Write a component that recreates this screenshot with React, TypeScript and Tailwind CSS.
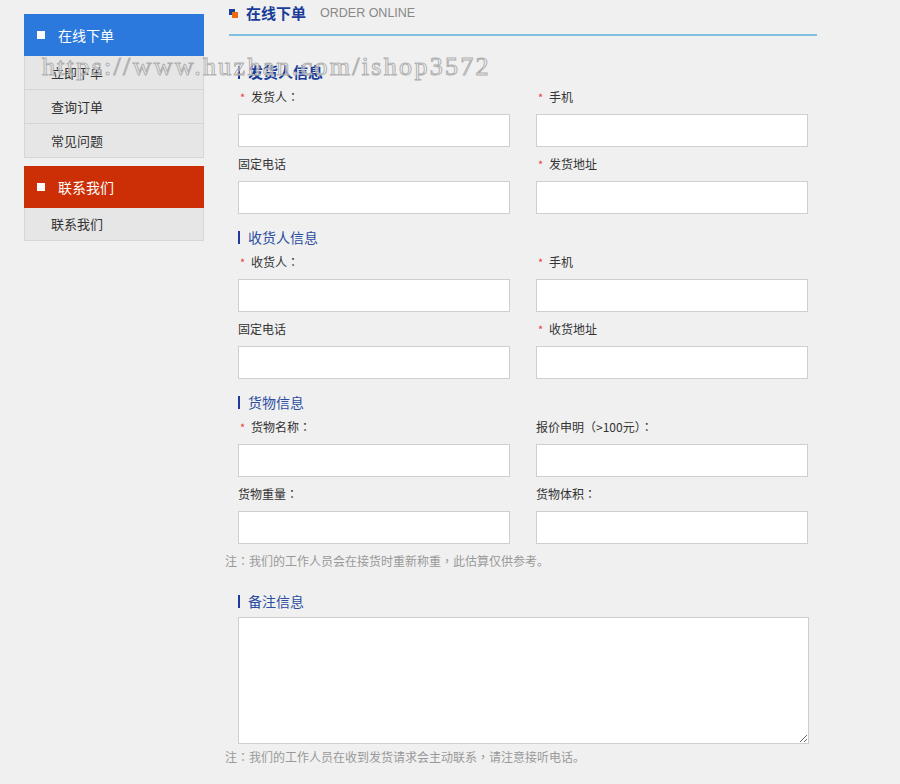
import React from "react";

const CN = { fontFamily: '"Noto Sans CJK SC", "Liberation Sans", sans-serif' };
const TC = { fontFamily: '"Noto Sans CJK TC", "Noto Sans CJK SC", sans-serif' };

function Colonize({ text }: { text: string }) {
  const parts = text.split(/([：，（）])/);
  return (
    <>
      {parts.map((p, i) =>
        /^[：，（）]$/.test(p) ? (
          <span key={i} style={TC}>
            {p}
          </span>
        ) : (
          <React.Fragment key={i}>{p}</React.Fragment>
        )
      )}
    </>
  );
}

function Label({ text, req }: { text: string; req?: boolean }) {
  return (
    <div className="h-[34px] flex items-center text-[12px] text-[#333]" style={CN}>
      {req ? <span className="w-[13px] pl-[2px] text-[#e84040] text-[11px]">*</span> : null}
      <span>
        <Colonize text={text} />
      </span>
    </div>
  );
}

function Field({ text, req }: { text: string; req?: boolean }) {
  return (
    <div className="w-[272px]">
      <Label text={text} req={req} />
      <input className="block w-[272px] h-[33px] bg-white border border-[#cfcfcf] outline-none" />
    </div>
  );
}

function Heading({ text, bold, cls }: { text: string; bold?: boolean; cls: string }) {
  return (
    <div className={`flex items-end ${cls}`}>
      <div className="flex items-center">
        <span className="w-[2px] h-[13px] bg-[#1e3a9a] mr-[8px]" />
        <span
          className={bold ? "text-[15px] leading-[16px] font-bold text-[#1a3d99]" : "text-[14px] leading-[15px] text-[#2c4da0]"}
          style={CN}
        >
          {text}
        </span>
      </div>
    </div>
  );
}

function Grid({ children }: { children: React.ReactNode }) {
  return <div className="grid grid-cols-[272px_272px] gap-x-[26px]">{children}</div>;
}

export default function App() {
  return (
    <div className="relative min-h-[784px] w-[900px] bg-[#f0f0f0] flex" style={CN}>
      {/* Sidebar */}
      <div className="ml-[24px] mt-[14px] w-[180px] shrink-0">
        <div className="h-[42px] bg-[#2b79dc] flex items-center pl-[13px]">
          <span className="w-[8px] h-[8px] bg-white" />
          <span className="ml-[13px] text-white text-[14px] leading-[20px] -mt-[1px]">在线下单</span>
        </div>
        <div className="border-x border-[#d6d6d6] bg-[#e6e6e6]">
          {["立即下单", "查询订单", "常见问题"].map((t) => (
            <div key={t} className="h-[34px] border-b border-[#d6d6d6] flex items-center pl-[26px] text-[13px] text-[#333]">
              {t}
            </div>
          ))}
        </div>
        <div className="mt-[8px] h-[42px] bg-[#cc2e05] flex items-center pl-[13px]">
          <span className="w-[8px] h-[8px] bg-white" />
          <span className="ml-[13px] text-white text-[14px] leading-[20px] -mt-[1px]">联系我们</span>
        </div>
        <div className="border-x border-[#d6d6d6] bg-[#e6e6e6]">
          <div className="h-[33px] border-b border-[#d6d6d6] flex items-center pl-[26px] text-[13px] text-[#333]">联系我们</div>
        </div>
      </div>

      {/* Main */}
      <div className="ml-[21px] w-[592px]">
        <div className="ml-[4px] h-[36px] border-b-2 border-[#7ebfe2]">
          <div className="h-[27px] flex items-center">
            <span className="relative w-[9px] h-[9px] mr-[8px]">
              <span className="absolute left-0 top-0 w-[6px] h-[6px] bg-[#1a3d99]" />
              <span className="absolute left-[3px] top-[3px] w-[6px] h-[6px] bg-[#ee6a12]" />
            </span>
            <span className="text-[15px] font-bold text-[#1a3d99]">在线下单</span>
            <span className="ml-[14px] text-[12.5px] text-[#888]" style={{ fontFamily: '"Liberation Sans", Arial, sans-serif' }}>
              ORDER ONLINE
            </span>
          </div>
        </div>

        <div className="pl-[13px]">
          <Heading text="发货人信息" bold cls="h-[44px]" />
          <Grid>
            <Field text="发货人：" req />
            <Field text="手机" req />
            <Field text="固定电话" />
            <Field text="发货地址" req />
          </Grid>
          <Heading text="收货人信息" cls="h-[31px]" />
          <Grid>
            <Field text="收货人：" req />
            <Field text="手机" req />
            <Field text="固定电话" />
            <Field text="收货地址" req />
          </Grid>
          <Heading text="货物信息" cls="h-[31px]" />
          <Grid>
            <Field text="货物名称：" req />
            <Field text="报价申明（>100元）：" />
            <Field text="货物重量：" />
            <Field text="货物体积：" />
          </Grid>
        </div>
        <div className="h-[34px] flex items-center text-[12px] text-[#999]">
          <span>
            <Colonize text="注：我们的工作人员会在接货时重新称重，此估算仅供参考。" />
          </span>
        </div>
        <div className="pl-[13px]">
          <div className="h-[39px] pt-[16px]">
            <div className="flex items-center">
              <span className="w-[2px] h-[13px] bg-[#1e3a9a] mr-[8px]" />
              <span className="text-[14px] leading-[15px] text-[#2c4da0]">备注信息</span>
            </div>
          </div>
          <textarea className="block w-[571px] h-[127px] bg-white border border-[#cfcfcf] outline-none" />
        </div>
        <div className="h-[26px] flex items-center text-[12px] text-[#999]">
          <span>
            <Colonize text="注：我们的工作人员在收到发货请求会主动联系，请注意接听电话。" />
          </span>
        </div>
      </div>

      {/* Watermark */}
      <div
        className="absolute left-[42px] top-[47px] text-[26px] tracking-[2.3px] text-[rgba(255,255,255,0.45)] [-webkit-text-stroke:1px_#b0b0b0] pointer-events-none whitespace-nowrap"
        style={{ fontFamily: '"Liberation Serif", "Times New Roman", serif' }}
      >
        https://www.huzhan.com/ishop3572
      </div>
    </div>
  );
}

---+---

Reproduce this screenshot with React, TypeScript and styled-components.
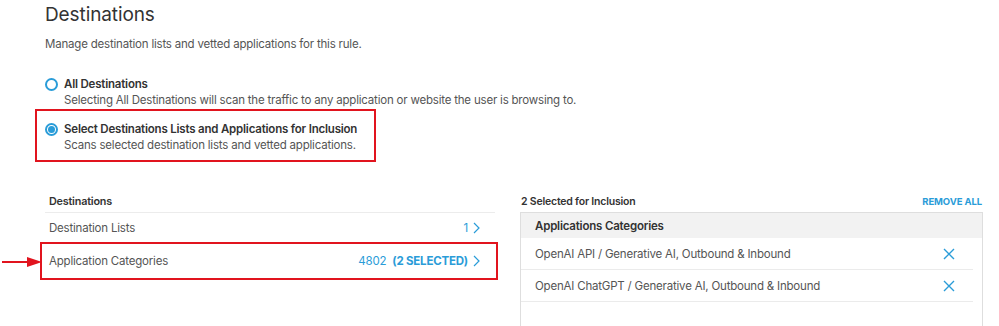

---+---

## PROBLEM STATEMENT:
Filter the records, keeping only lines that contain "React", and show those lines.

## TASK SOLUTION:
Write a component that recreates this screenshot with React, TypeScript and Tailwind CSS.
import React from "react";
          <React.Fragment key={i}>{p}</React.Fragment>
function Grid({ children }: { children: React.ReactNode }) {
Reproduce this screenshot with React, TypeScript and styled-components.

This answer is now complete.